C’est tout un apprentissage qui se met en place. Aujourd’hui, les semences ne proviennent plus du nord du pays. La CCLS d’Adrar possède sa propre station de tri de semences de blé. Des entreprises locales d’agro-fournitures proposent des programmes « clés en main » avec doses d’engrais et herbicides à utiliser tout au long du cycle de culture.

D’autres proposent des sondes permettant de mesurer l’humidité du sol et éviter de coûteux excès d’eau. Atteindre un rendement de 80 quintaux de blé à l’hectare suppose de semer dru et de forcer sur les doses d’azote.

À ce niveau, les variétés à tiges les plus longues ploient sous le poids des épis alourdis par l’eau des rampes d’irrigation. Elles versent lors des coups de sirocco, d’où des pertes à la récolte. La prochaine étape pourrait être d’ajouter, comme dans les champs du Bassin parisien, des « régulateurs de croissance » afin que les plants de blé dopés aux engrais arrivent à supporter le poids de leurs épis.

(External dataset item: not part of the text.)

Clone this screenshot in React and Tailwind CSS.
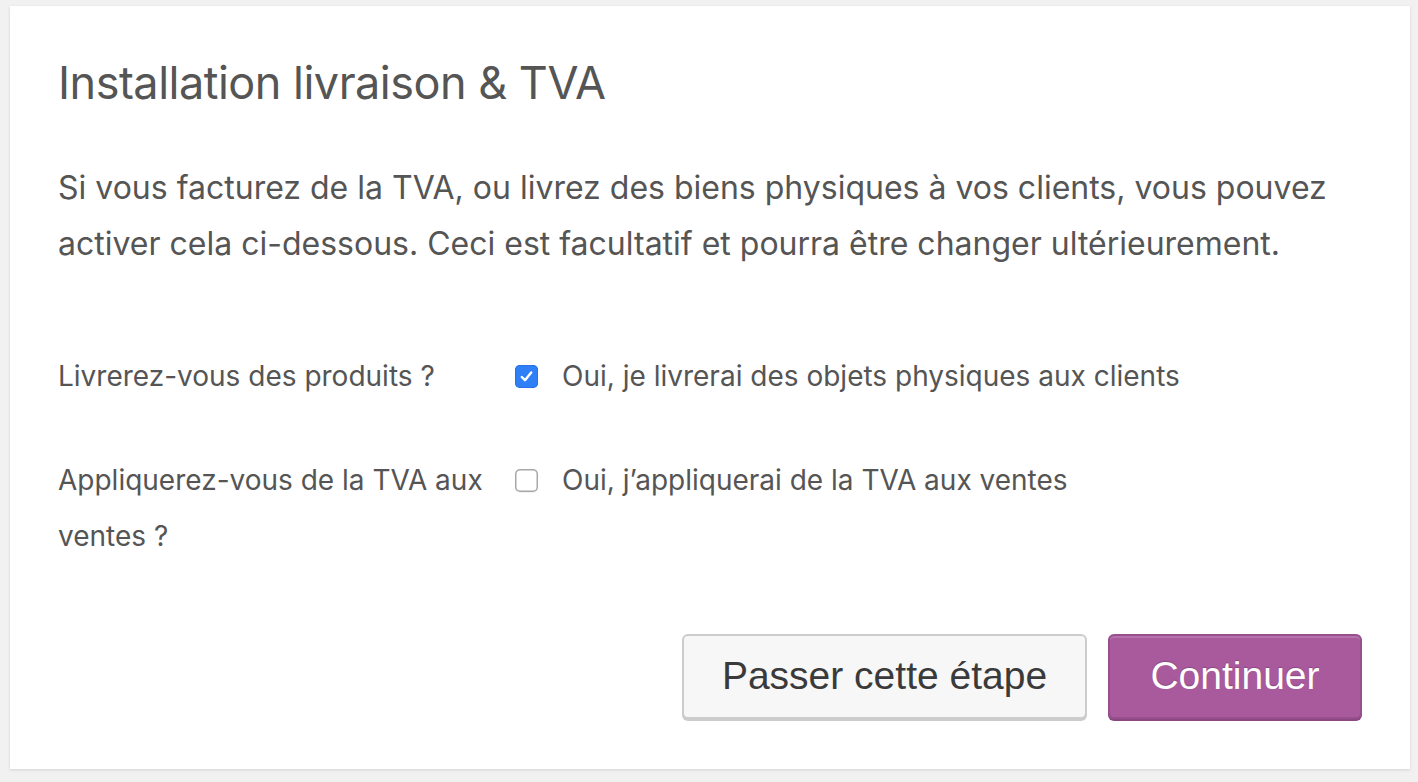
import { useState } from 'react';

function Checkbox({ checked, onChange }) {
  return (
    <button
      type="button"
      onClick={onChange}
      className={
        'flex h-[23px] w-[23px] shrink-0 items-center justify-center rounded-[5px] ' +
        (checked
          ? 'bg-[#2f7ff7] shadow-[inset_0_0_0_1px_#2a72e0]'
          : 'bg-white shadow-[inset_0_0_0_1.5px_#a8a8a8,0_1px_1px_rgba(0,0,0,0.06)]')
      }
    >
      {checked && (
        <svg width="15" height="15" viewBox="0 0 15 15" fill="none">
          <path d="M2.8 8 L6 11.2 L12.2 3.5" stroke="white" strokeWidth="2.4" strokeLinecap="round" strokeLinejoin="round" />
        </svg>
      )}
    </button>
  );
}

export default function App() {
  const [ship, setShip] = useState(true);
  const [tax, setTax] = useState(false);

  return (
    <div className="min-h-[782px] bg-[#f1f1f1] pt-[6px] pl-[10px] font-['Inter',sans-serif] text-[#555]">
      <div className="flex h-[763px] w-[1400px] flex-col bg-white px-[48px] pt-[49px] pb-[50px] shadow-[0_1px_3px_rgba(0,0,0,0.13)]">
        <h1 className="text-[45px] leading-[56px] font-normal tracking-[-0.5px]">Installation livraison &amp; TVA</h1>

        <p className="mt-[49px] text-[32px] leading-[56px]">
          Si vous facturez de la TVA, ou livrez des biens physiques à vos clients, vous pouvez activer cela ci-dessous. Ceci est facultatif et pourra être changer ultérieurement.
        </p>

        <div className="mt-[76px] flex flex-col gap-[48px] text-[28px] leading-[56px]">
          <div className="flex">
            <div className="w-[440px] shrink-0">Livrerez-vous des produits ?</div>
            <div className="ml-[17px] flex h-[56px] items-center gap-[24px] self-start">
              <Checkbox checked={ship} onChange={() => setShip(!ship)} />
              <span>Oui, je livrerai des objets physiques aux clients</span>
            </div>
          </div>
          <div className="flex">
            <div className="w-[440px] shrink-0">Appliquerez-vous de la TVA aux ventes ?</div>
            <div className="ml-[17px] flex h-[56px] items-center gap-[24px] self-start">
              <Checkbox checked={tax} onChange={() => setTax(!tax)} />
              <span>Oui, j’appliquerai de la TVA aux ventes</span>
            </div>
          </div>
        </div>

        <div className="mt-auto flex justify-end gap-[21px] font-['Liberation_Sans',sans-serif]">
          <button className="h-[85px] w-[405px] rounded-[6px] border-2 border-[#cccccc] bg-[#f7f7f7] text-[39px] text-[#3a3a3a] shadow-[0_2px_0_#cccccc]">
            Passer cette étape
          </button>
          <button className="h-[85px] w-[254px] rounded-[6px] border-2 border-[#984f8d] bg-[#a95a9d] text-[39px] text-white shadow-[0_2px_0_#8a4780,inset_0_2px_0_rgba(255,255,255,0.15)] [text-shadow:0_-1px_1px_rgba(0,0,0,0.2)]">
            Continuer
          </button>
        </div>
      </div>
    </div>
  );
}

Surveiller le niveau des nappes

Les quantités d’eau des nappes souterraines du sud sont telles qu’elles sont estimées en milliards de m3. Cependant, au fil des années, les investisseurs et agriculteurs oasiens constatent un rabattement de ces nappes.

C’est le cas de Mohamed Hadjadj de Ménéa. Récemment, il confiait à la presse qu’à ses débuts l’eau affleurait en surface. Aujourd’hui, il doit la pomper à 30 mètres de profondeur. Inquiétant pour les générations futures.

Les espoirs de l’agriculture saharienne reposent sur le postulat qu’au sud de l’Algérie, l’eau est une richesse inépuisable. Aux services de l’hydraulique d’afficher pour chaque région le niveau des nappes. Car pour atteindre un rendement de 80 quintaux de blé à l’hectare, il faut de l’eau. Beaucoup d’eau.